As more companies adopt formal frameworks, we examine who should be involved in governance strategies, the evolving nature of such structures and the main benefits.
Corporate governance frameworks offer to formalize a company’s policies and potentially deliver additional transparency to external investors. But the roadmap to creating an effective set of policies and deciding who should be accountable for them isn’t as clear. Indeed, even after a company has enacted governance policies, constant review and improvements are not only good practice, but critical in a rapidly changing environment.
To find out how the corporate governance landscape is evolving, Toppan Merrill commissioned survey corporate respondents in North American firms for their insights.
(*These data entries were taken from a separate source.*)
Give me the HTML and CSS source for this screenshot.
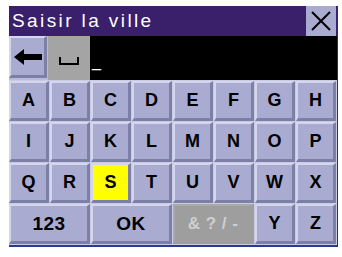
FILE: index.html
```html
<!DOCTYPE html>
<html>
<head>
<meta charset="utf-8">
<link rel="stylesheet" href="styles.css">
</head>
<body>
<div class="screen">
  <div class="titlebar">
    <span class="title">Saisir la ville</span>
    <div class="close">
      <svg width="22" height="22" viewBox="0 0 22 22"><path d="M2 2 L20 20 M20 2 L2 20" stroke="#000" stroke-width="2" fill="none"/></svg>
    </div>
  </div>
  <div class="inputrow">
    <div class="key back">
      <svg width="28" height="16" viewBox="0 0 28 16"><path d="M0 8 L10 0 L10 5 L28 5 L28 11 L10 11 L10 16 Z" fill="#000"/></svg>
    </div>
    <div class="spacekey">
      <svg width="20" height="8" viewBox="0 0 20 8"><path d="M1 0 V7 H19 V0" stroke="#000" stroke-width="2" fill="none"/></svg>
    </div>
    <div class="field"><span class="cursor">_</span></div>
  </div>
  <div class="keys">
    <div class="key">A</div><div class="key">B</div><div class="key">C</div><div class="key">D</div>
    <div class="key">E</div><div class="key">F</div><div class="key">G</div><div class="key">H</div>
    <div class="key">I</div><div class="key">J</div><div class="key">K</div><div class="key">L</div>
    <div class="key">M</div><div class="key">N</div><div class="key">O</div><div class="key">P</div>
    <div class="key">Q</div><div class="key">R</div><div class="key sel">S</div><div class="key">T</div>
    <div class="key">U</div><div class="key">V</div><div class="key">W</div><div class="key">X</div>
    <div class="key wide">123</div><div class="key wide">OK</div><div class="key wide dis">&amp; ? / -</div>
    <div class="key">Y</div><div class="key">Z</div>
  </div>
</div>
</body>
</html>
```

FILE: styles.css
```css
html, body { margin: 0; padding: 0; background: #fff; }
body { width: 342px; height: 257px; overflow: hidden; font-family: "Liberation Sans", Arial, sans-serif; }
.screen {
  margin: 6px 0 0 9px;
  width: 328px;
  border-right: 1px solid #2a2f6a;
  border-bottom: 2px solid #2b3a8a;
  background: #c9cbe4;
}
.titlebar {
  height: 30px;
  background: #3a1f6b;
  display: flex;
  align-items: center;
  justify-content: space-between;
}
.title { color: #fff; font-size: 19px; letter-spacing: 2.4px; padding-left: 3px; }
.close {
  width: 30px; height: 30px;
  background: #a9abd1;
  display: flex; align-items: center; justify-content: center;
  margin-right: 1px;
}
.inputrow { display: flex; height: 44px; background: #b9bbd9; }
.key {
  box-sizing: border-box;
  background: #a9abd1;
  border-top: 2px solid #d4d6ee;
  border-left: 2px solid #d4d6ee;
  border-right: 3px solid #7c7fa6;
  border-bottom: 3px solid #7c7fa6;
  display: flex; align-items: center; justify-content: center;
  font-weight: bold; font-size: 18px; color: #000;
  margin: 0 1px 1px 0;
}
.back { width: 38px; height: 42px; }
.spacekey {
  width: 42px; height: 44px;
  background: #a4a4a4;
  display: flex; align-items: center; justify-content: center;
  padding-top: 6px; box-sizing: border-box;
}
.field { flex: 1; background: #000; height: 44px; position: relative; }
.cursor { color: #fff; font-size: 16px; position: absolute; left: 2px; top: 17px; }
.keys {
  display: grid;
  grid-template-columns: repeat(8, 41px);
  grid-auto-rows: 41px;
  padding-top: 1px;
}
.wide { grid-column: span 2; font-size: 19px; letter-spacing: 0.5px; }
.sel { background: #ffff00; }
.dis { background: #9e9e9e; color: #cfcfcf; font-size: 17px; border-top-color: #a9a9a9; border-left-color: #a9a9a9; border-right-color: #9e9e9e; border-bottom-color: #9e9e9e; }
```
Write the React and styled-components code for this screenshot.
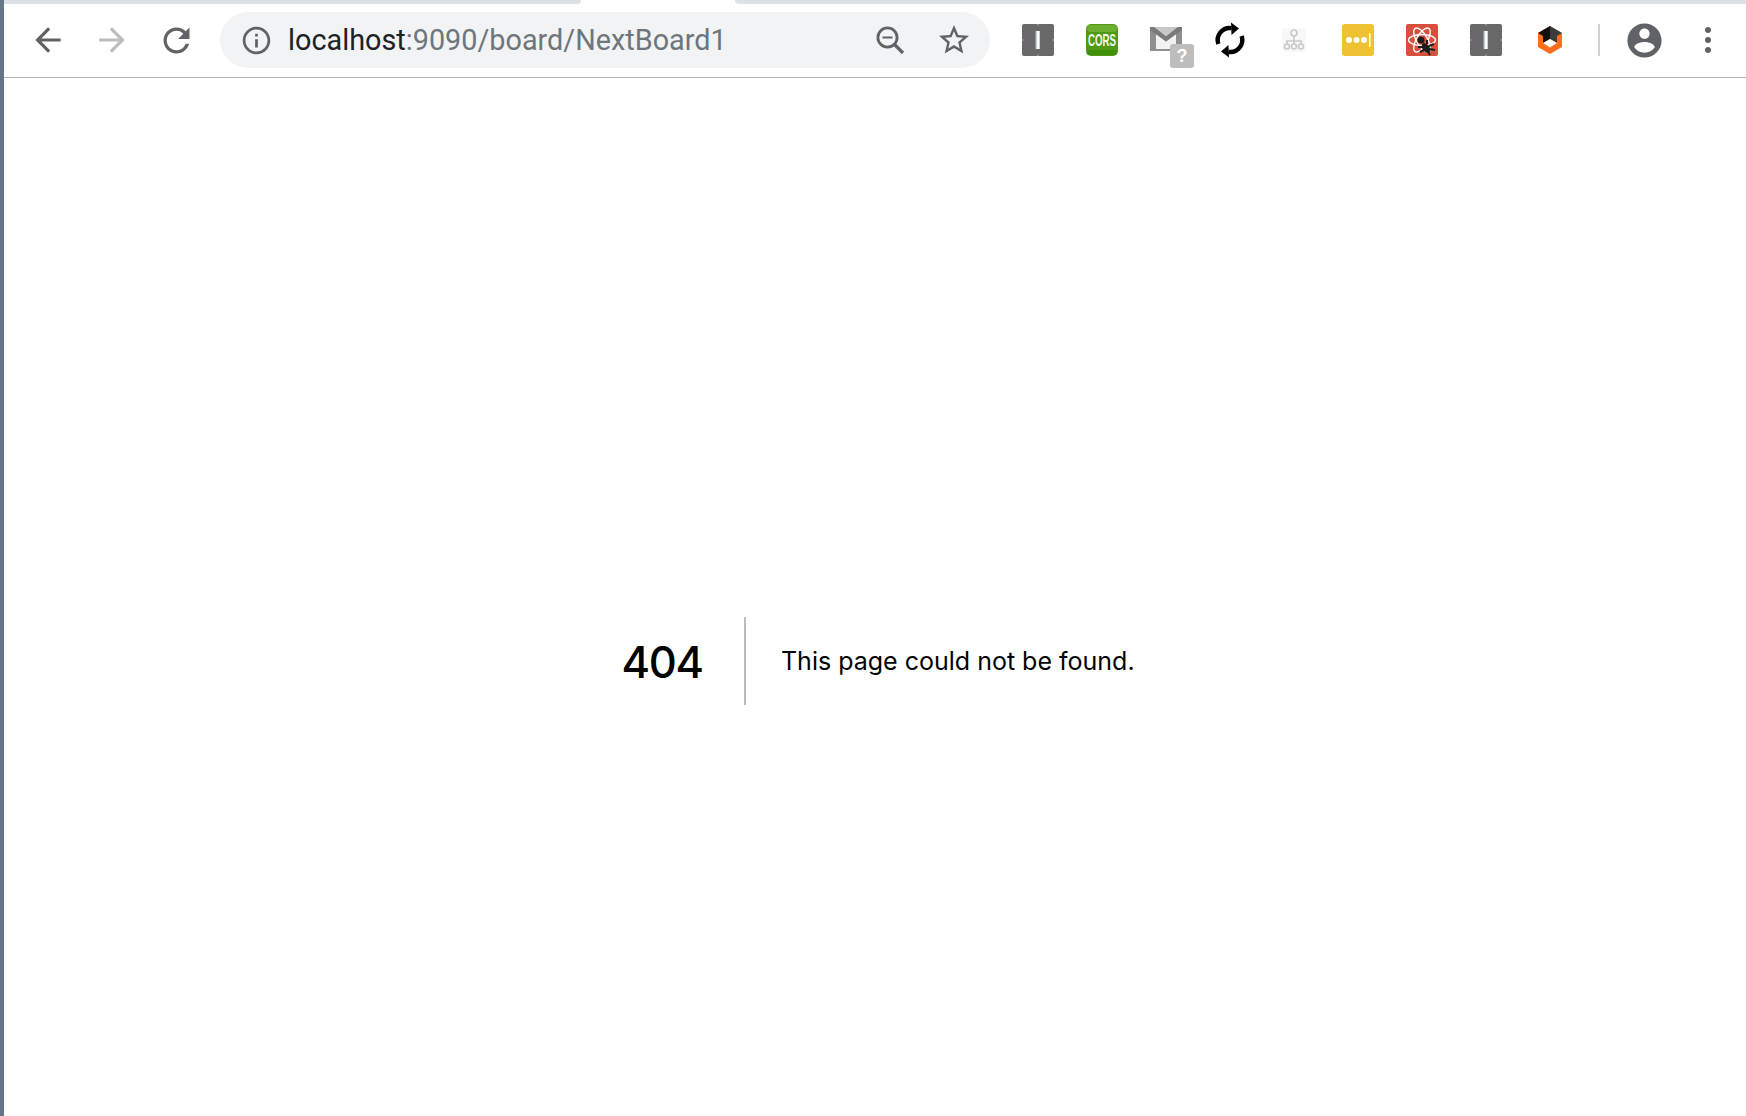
import styled, { createGlobalStyle } from 'styled-components';

const GlobalStyle = createGlobalStyle`
  html, body {
    margin: 0;
    padding: 0;
    height: 100%;
    overflow: hidden;
    background: #fff;
  }
`;

const Page = styled.div`
  height: 1116px;
  overflow: hidden;
  border-left: 4px solid #66758a;
  background: #fff;
`;

const TabStrip = styled.div`
  display: flex;
  height: 4px;
  gap: 154px;
`;

const TabEdge = styled.div`
  background: #dee1e6;
  width: ${props => props.$width || 'auto'};
  flex: ${props => (props.$width ? 'none' : 1)};
  border-radius: ${props => (props.$side === 'left' ? '0 0 8px 0' : '0 0 0 8px')};
`;

const Toolbar = styled.div`
  display: flex;
  align-items: center;
  height: 72px;
  padding: 0 0 1px 12px;
  border-bottom: 1px solid #b4b4b4;
  font-family: Roboto, "Liberation Sans", sans-serif;
`;

const Slot = styled.div`
  position: relative;
  flex: none;
  width: 64px;
  height: 64px;
  display: flex;
  align-items: center;
  justify-content: center;
`;

const Glyph = styled.svg`
  display: block;
  flex: none;
  overflow: visible;
  width: ${props => props.$size}px;
  height: ${props => props.$size}px;
  fill: ${props => props.$fill || '#5f6368'};
`;

const Omnibox = styled.div`
  flex: none;
  display: flex;
  align-items: center;
  box-sizing: border-box;
  width: 770px;
  height: 56px;
  margin: 0 16px 0 12px;
  padding: 0 4px;
  border-radius: 28px;
  background: #f1f3f4;
`;

const InfoSlot = styled.div`
  flex: none;
  width: 56px;
  display: flex;
  justify-content: center;
  margin-left: 4px;
`;

const Url = styled.div`
  flex: 1;
  margin-left: 4px;
  font-size: 28.8px;
  line-height: 56px;
  white-space: nowrap;
  color: #70757a;
`;

const Host = styled.span`
  color: #202124;
`;

const BoxAction = styled.div`
  flex: none;
  width: 64px;
  display: flex;
  justify-content: center;
`;

const Divider = styled.div`
  flex: none;
  width: 2px;
  height: 32px;
  margin: 0 12px 0 16px;
  background: #d0d0d0;
`;

const Badge = styled.div`
  position: absolute;
  left: 36px;
  top: 36px;
  width: 24px;
  height: 24px;
  border-radius: 3px;
  background: #bdbdbd;
  color: #fff;
  font: 700 18px/24px "Liberation Sans", sans-serif;
  text-align: center;
`;

const Main = styled.main`
  height: 1166px;
  padding-left: 6px;
  display: flex;
  align-items: center;
  justify-content: center;
  font-family: Inter, "Liberation Sans", sans-serif;
  color: #000;
`;

const Code = styled.h1`
  margin: 0 35px 0 0;
  padding-right: 41px;
  height: 88px;
  border-right: 2px solid #bcbcbc;
  font-size: 43.5px;
  font-weight: 500;
  letter-spacing: -1.2px;
  line-height: 90px;
`;

const Message = styled.h2`
  margin: 0;
  font-size: 25px;
  font-weight: 400;
  line-height: 88px;
`;

const Path = ({ size, fill, d }) => (
  <Glyph $size={size} $fill={fill} viewBox="0 0 24 24"><path d={d} /></Glyph>
);

const ZoomOutIcon = () => (
  <Glyph $size={36} viewBox="0 0 36 36">
    <g fill="none" stroke="#5f6368" strokeWidth="2.800">
      <circle cx="15.500" cy="15.500" r="9.600" />
      <path d="M22.500 22.500L31 31" strokeWidth="3.200" />
      <path d="M10.500 15.500h10" strokeWidth="2" />
    </g>
  </Glyph>
);

const InspectIcon = () => (
  <Glyph $size={32} viewBox="0 0 32 32">
    <rect width="32" height="32" rx="2" fill="#696969" />
    <rect x="0" y="15.500" width="1.500" height="1" fill="#bdbdbd" />
    <rect x="30.500" y="15.500" width="1.500" height="1" fill="#bdbdbd" />
    <rect x="15.500" y="0" width="1" height="1.500" fill="#bdbdbd" />
    <rect x="15.500" y="30.500" width="1" height="1.500" fill="#bdbdbd" />
    <rect x="13.500" y="7" width="1" height="18" fill="#a8c2ee" />
    <rect x="14.500" y="7" width="2.500" height="18" fill="#fff" />
    <rect x="17" y="7" width="1" height="18" fill="#e4d4ac" />
  </Glyph>
);

const CorsIcon = () => (
  <Glyph $size={32} viewBox="0 0 32 32">
    <rect width="32" height="32" rx="5" fill="#4f9a12" />
    <rect x="1" y="1" width="30" height="7" rx="3" fill="#6cae2f" />
    <rect x="1" y="26" width="30" height="5" rx="2" fill="#3f8f0a" />
    <text x="16" y="22" textAnchor="middle" textLength="28" lengthAdjust="spacingAndGlyphs"
      fontFamily="'Liberation Sans Narrow', 'Liberation Sans', sans-serif" fontWeight="700" fontSize="17" fill="#f2f7ea">CORS</text>
  </Glyph>
);

const MailIcon = () => (
  <Glyph $size={32} viewBox="0 0 32 32">
    <path d="M0 3h32v24H0z" fill="#8f8f8f" />
    <path d="M6 9.500l10 8 10-8V25H6z" fill="#f2f2f2" />
    <path d="M4 3h24l-12 9.500z" fill="#c8c8c8" />
    <path d="M0 3h4l12 9.500L28 3h4v3L16 17.500 0 6z" fill="#7a7a7a" />
  </Glyph>
);

// two arcs with a head on each, same stroke turned half a circle
const SyncArc = ({ turn }) => (
  <g transform={`rotate(${turn} 17 17)`}>
    <path d="M5.400 21A12 12 0 0 1 18.500 5.100" fill="none" stroke="#000" strokeWidth="4.400" />
    <path d="M18 -.5L26 5.500 18.500 12z" fill="#000" />
  </g>
);

const SyncIcon = () => (
  <Glyph $size={34} viewBox="0 0 34 34">
    <SyncArc turn={0} />
    <SyncArc turn={180} />
  </Glyph>
);

const TreeIcon = () => (
  <Glyph $size={24} viewBox="0 0 24 24">
    <rect width="24" height="24" rx="3" fill="#f8f8f8" />
    <g fill="none" stroke="#c9c9c9" strokeWidth="1.600">
      <circle cx="12" cy="5" r="3" />
      <circle cx="5" cy="18.500" r="2.500" />
      <circle cx="12" cy="18.500" r="2.500" />
      <circle cx="19" cy="18.500" r="2.500" />
      <path d="M12 8v8M5 16v-3h14v3" />
    </g>
  </Glyph>
);

const PasswordIcon = () => (
  <Glyph $size={32} viewBox="0 0 32 32">
    <rect width="32" height="32" rx="3" fill="#eec232" />
    <g fill="#fff">
      <circle cx="7" cy="16" r="3" />
      <circle cx="14.500" cy="16" r="3" />
      <circle cx="22" cy="16" r="3" />
      <rect x="27" y="9" width="1.500" height="14" />
    </g>
  </Glyph>
);

const AtomBugIcon = () => (
  <Glyph $size={32} viewBox="0 0 32 32">
    <rect width="32" height="32" rx="2" fill="#d94f3d" />
    <g fill="none" stroke="#fff" strokeWidth="1.400">
      <ellipse cx="16" cy="16" rx="13.500" ry="5.500" />
      <ellipse cx="16" cy="16" rx="13.500" ry="5.500" transform="rotate(60 16 16)" />
      <ellipse cx="16" cy="16" rx="13.500" ry="5.500" transform="rotate(120 16 16)" />
    </g>
    <circle cx="15" cy="16" r="3.500" fill="#1c1c1c" />
    <ellipse cx="20" cy="24" rx="3.500" ry="5.500" fill="#1c1c1c" transform="rotate(-35 20 24)" />
    <path d="M12 23l5 0M14 28l4-2M21 16l0 4M28 20l-5 2M29 26l-6-1M24 31l-2-3" stroke="#1c1c1c" strokeWidth="2" fill="none" />
  </Glyph>
);

const HexIcon = () => (
  <Glyph $size={28} viewBox="0 0 28 28">
    <path d="M14 0L26 7v14L14 28 2 21V7z" fill="#ff6d1f" />
    <path d="M14 0L2 7l5 3v7l7-4z" fill="#111" />
    <path d="M14 0l12 7-5 3v7l-7-4z" fill="#3b3b3b" />
    <path d="M14 13l7 4-7 4.500L7 17z" fill="#fff" />
  </Glyph>
);

const MenuIcon = () => (
  <Glyph $size={26} viewBox="0 0 26 26">
    <circle cx="13" cy="3" r="3" />
    <circle cx="13" cy="13" r="3" />
    <circle cx="13" cy="23" r="3" />
  </Glyph>
);

const ICONS = {
  back: 'M20 11H7.830l5.590-5.590L12 4l-8 8 8 8 1.410-1.410L7.830 13H20v-2z',
  forward: 'M12 4l-1.410 1.410L16.170 11H4v2h12.170l-5.580 5.590L12 20l8-8z',
  reload: 'M17.650 6.350C16.200 4.900 14.210 4 12 4c-4.420 0-7.990 3.580-7.990 8s3.570 8 7.990 8c3.730 0 6.840-2.550 7.730-6h-2.080c-.82 2.330-3.040 4-5.650 4-3.310 0-6-2.690-6-6s2.690-6 6-6c1.660 0 3.140.69 4.220 1.780L13 11h7V4l-2.350 2.350z',
  info: 'M11 7h2v2h-2zm0 4h2v6h-2zm1-9C6.480 2 2 6.480 2 12s4.480 10 10 10 10-4.480 10-10S17.520 2 12 2zm0 18c-4.410 0-8-3.590-8-8s3.590-8 8-8 8 3.590 8 8-3.590 8-8 8z',
  star: 'M22 9.240l-7.190-.62L12 2 9.190 8.630 2 9.240l5.460 4.730L5.820 21 12 17.270 18.180 21l-1.630-7.030L22 9.240zM12 15.400l-3.760 2.270 1-4.280-3.320-2.880 4.380-.38L12 6.100l1.710 4.040 4.380.38-3.320 2.880 1 4.280L12 15.400z',
  account: 'M12 2C6.480 2 2 6.480 2 12s4.480 10 10 10 10-4.480 10-10S17.520 2 12 2zm0 3c1.660 0 3 1.340 3 3s-1.340 3-3 3-3-1.340-3-3 1.340-3 3-3zm0 14.200c-2.500 0-4.710-1.280-6-3.220.03-1.990 4-3.080 6-3.080 1.990 0 5.970 1.090 6 3.080-1.290 1.940-3.500 3.220-6 3.220z',
};

export default function App() {
  return (
    <>
      <GlobalStyle />
      <Page>
        <TabStrip>
          <TabEdge $side="left" $width="577px" />
          <TabEdge $side="right" />
        </TabStrip>
        <Toolbar>
          <Slot><Path size={38} d={ICONS.back} /></Slot>
          <Slot><Path size={38} fill="#bdbdbd" d={ICONS.forward} /></Slot>
          <Slot><Path size={39} d={ICONS.reload} /></Slot>
          <Omnibox>
            <InfoSlot><Path size={33} d={ICONS.info} /></InfoSlot>
            <Url><Host>localhost</Host>:9090/board/NextBoard1</Url>
            <BoxAction><ZoomOutIcon /></BoxAction>
            <BoxAction><Path size={36} d={ICONS.star} /></BoxAction>
          </Omnibox>
          <Slot><InspectIcon /></Slot>
          <Slot><CorsIcon /></Slot>
          <Slot><MailIcon /><Badge>?</Badge></Slot>
          <Slot><SyncIcon /></Slot>
          <Slot><TreeIcon /></Slot>
          <Slot><PasswordIcon /></Slot>
          <Slot><AtomBugIcon /></Slot>
          <Slot><InspectIcon /></Slot>
          <Slot><HexIcon /></Slot>
          <Divider />
          <Slot><Path size={41} d={ICONS.account} /></Slot>
          <Slot><MenuIcon /></Slot>
        </Toolbar>
        <Main>
          <Code>404</Code>
          <Message>This page could not be found.</Message>
        </Main>
      </Page>
    </>
  );
}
Our survey shows that governance policies tend to be extremely wide-ranging. An overwhelming majority (96%) of companies surveyed say regulation and compliance is an area covered by their corporate governance policies and procedures. The same proportion of respondents said ethics was an area covered. Furthermore, a wide range of other considerations score 80% or more: culture, talent, strategy, risk management and management performance. Only corporate performance, at 68%, was chosen by fewer than 80%—suggesting that the bottom line is not early as high on executives' mind as other matters when it comes to issue of governance.
All respondents surveyed say that their company formally evaluates its adherence to corporate governance policies. This is done at least once a year by 68%, with 4% doing so once every two years, and 28% on an ad hoc basis.